In People v. Thompson, 424 Mich. 118, 379 N.W.2d 49 (1985), a defendant was convicted of armed robbery and felony murder. The conviction was reversed and the case retried. A mistrial was declared due to a hung jury and upon retrial the defendant was convicted. On appeal, the Supreme Court of Michigan stated, "[T]here may be cases in which repeated retrials after repeated jury deadlock might be so fundamentally unfair as to violate the due process guaranteed by [the state or federal constitutions]. . . ." Id. at 55.6
In State v. Sauve, 164 Vt. 134, 666 A.2d 1164, 1165 (1995), the State appealed the district court's dismissal of an information that was amended after a mistrial. The Vermont Supreme Court reversed the decision and stated, "In reaching its determination regarding dismissal of a case following one or more hung juries, the trial court must generally defer to the prosecutor's decision to retry the case, but if fundamental fairness compels dismissal, the court is authorized to do so." Id. at 1166.

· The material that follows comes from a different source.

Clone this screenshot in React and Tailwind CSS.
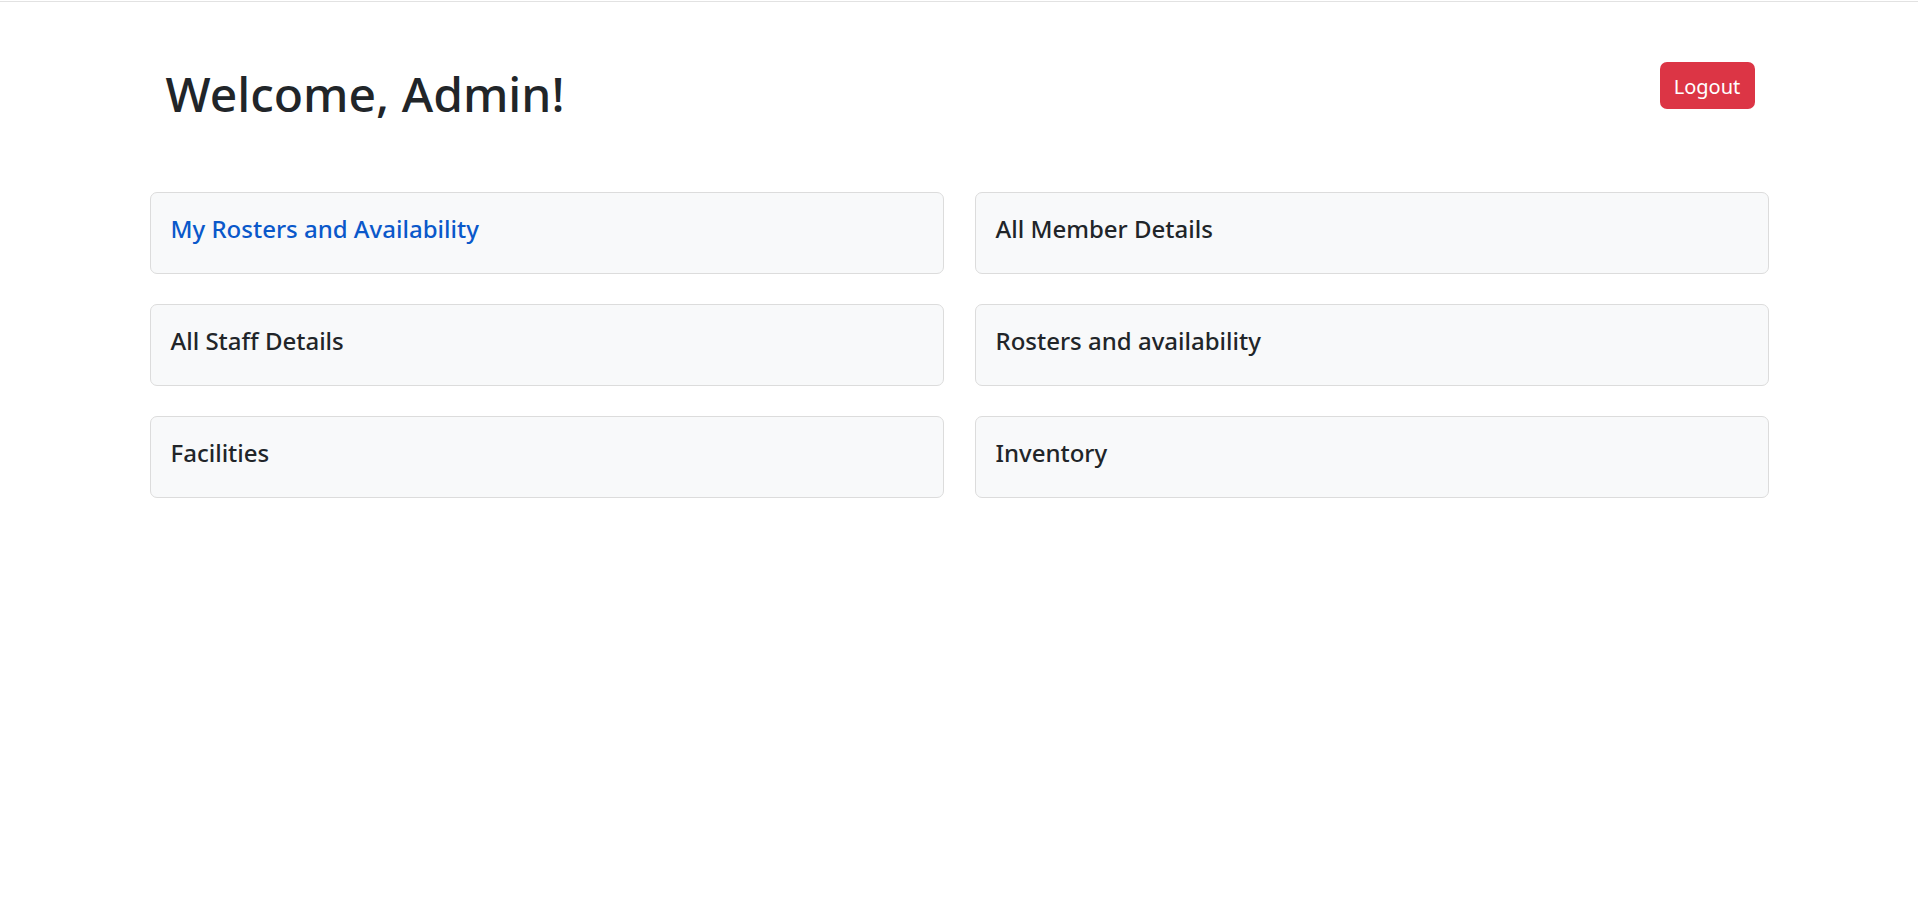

While different jurisdictions refer to different sources of the trial court's authority to dismiss after multiple mistrials, the majority of the appellate courts rely on precepts of fundamental fairness and notions of fair play and substantial justice.7 We agree with the many jurisdictions that hold trial courts have inherent power to dismiss an information with prejudice following mistrials attributable to repeated jury deadlocks, where necessary to uphold guarantees of fundamental fairness and substantial justice.